Moderna is pausing a patent dispute with the federal government over its groundbreaking coronavirus vaccine, saying it is “grateful” to government scientists who collaborated with the company and wants to “avoid any distraction” in the fight against the omicron variant.
The decision could have implications for the Biden administration’s global vaccination strategy, as officials look for leverage to share mRNA vaccine discoveries with developing countries in an effort to ramp up worldwide supply.
It is also expected to turn down the heat on the Cambridge, Mass., vaccine maker, which projected as much as $18 billion in sales from its vaccine this year, and has received stinging criticism for doing too little to share its breakthroughs with poorer nations.
Government scientists worked with Moderna in January 2020 to rapidly develop the spike protein technology key to the company’s messenger RNA vaccine.
But Moderna had disputed claims that three scientists from the National Institutes of Health were co-inventors, complicating the government’s ability to license the shot and share it with vaccine makers in low- and middle-income countries, where vaccines are still scarce.
Moderna officials said attention to the patent issue had ballooned and threatened to disrupt the pandemic response.
“The Company would like to avoid any distraction to the important public-private efforts ongoing to address emerging SARS-CoV-2 variants, including Omicron,” Moderna said in a statement on Friday night shared with The Washington Post.

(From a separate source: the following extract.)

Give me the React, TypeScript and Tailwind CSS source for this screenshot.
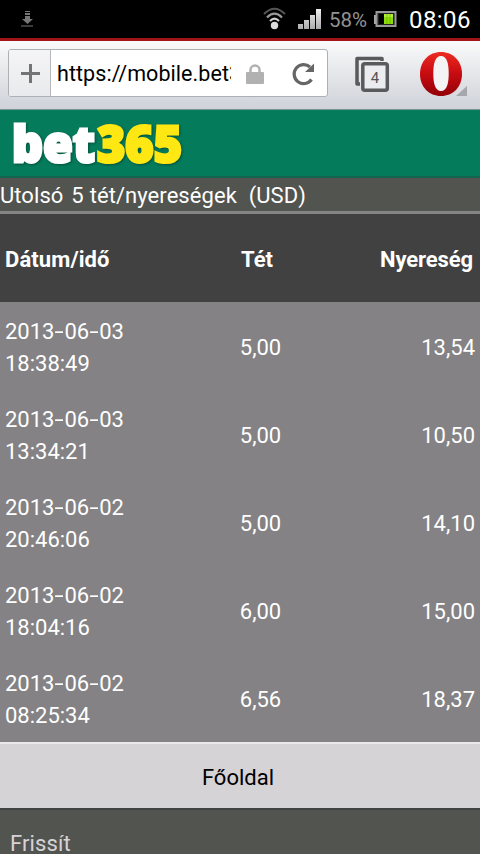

Moderna also said it filed a continuation that will allow it to pursue discussions about the patent at a later date.
Moderna first informed NIH of its plan to drop the patent application at a Dec. 10 meeting, a Moderna spokesperson said.
NIH did not respond to requests for comment. Two administration officials on Friday night said they were still studying whether Moderna’s decision would enable the government to revise its global strategy.
Celine Gounder, an infectious-disease doctor who advised Biden’s transition team on the coronavirus, said she hoped Moderna’s decision would empower the White House to compel the company to share its technology — particularly given the need for additional shots to fight virus variants like omicron.
“It would make a huge difference if they’re willing to do that, where there is some sharing of vaccine manufacturing, recipes and know-how … that really could lead to establishment of regional manufacturing capacity,” said Gounder. “We need to think about other ways to scale up manufacturing.”
The White House has been at odds with Moderna over the vaccine maker’s broader strategy, with Biden officials privately adamant that the 11-year-old company — which had never turned a profit before the pandemic — owes its success to the U.S. government. The company was staked with about $2.5 billion in federal funds to develop its vaccine last year, and has since received billions more to boost its manufacturing capacity.
Moderna’s decision to back down on the patent application “reflects a realization that the federal government would stand up for the critical role its scientists and taxpayer money played in the invention,” Ameet Sarpatwari, a Harvard University professor who specializes in health-care law, wrote in an email.
Advocacy group Public Citizen, which first called attention to the patent dispute, framed Moderna’s decision as a qualified victory.
“It’s obvious that Moderna is feeling the heat, and they’re trying to turn it down a notch,” said Zain Rizvi, research director at Public Citizen. “But I think it’s important to recognize that this is, in part, Moderna kicking the can down the road” because the company has not ruled out resuming its patent fight in the future.
Moderna officials previously said that they had offered NIH an opportunity to co-own the patent, but the talks had not produced an agreement. The company also announced last year that it would not enforce its patents if other manufacturers wanted to pursue making their own versions of the vaccine.
“At Moderna, we probably didn’t think much of it because we’d offered co-ownership [to NIH]. And we’d said we weren’t enforcing the patent,” Moderna president Stephen Hoge said in a Nov. 17 interview. “But now, I regret that we didn’t resolve it, because it’s become a greed narrative.”
But some experts said that Moderna’s moves hadn’t gone far enough.
The barrier to expanding vaccine manufacturing isn’t patents — it’s trade secrets and scarce physical supplies,” Lisa Larrimore Ouellette, a law professor at Stanford University, wrote in an email. “Other manufacturers still aren’t able to make the vaccine without active cooperation from Moderna.”
While Moderna had acknowledged NIH-funded scientists’ role in devising the vaccine, some of its patent applications excluded the government’s contributions, the New York Times first reported last month.
“Moderna believes that its scientists invented the specific mRNA sequence at the heart of the patent in question,” according to Moderna’s statement on Friday. “The Company acknowledges that NIH feels equally strongly that its scientists should be listed as co-inventors for their contemporaneous work on the protein sequence.”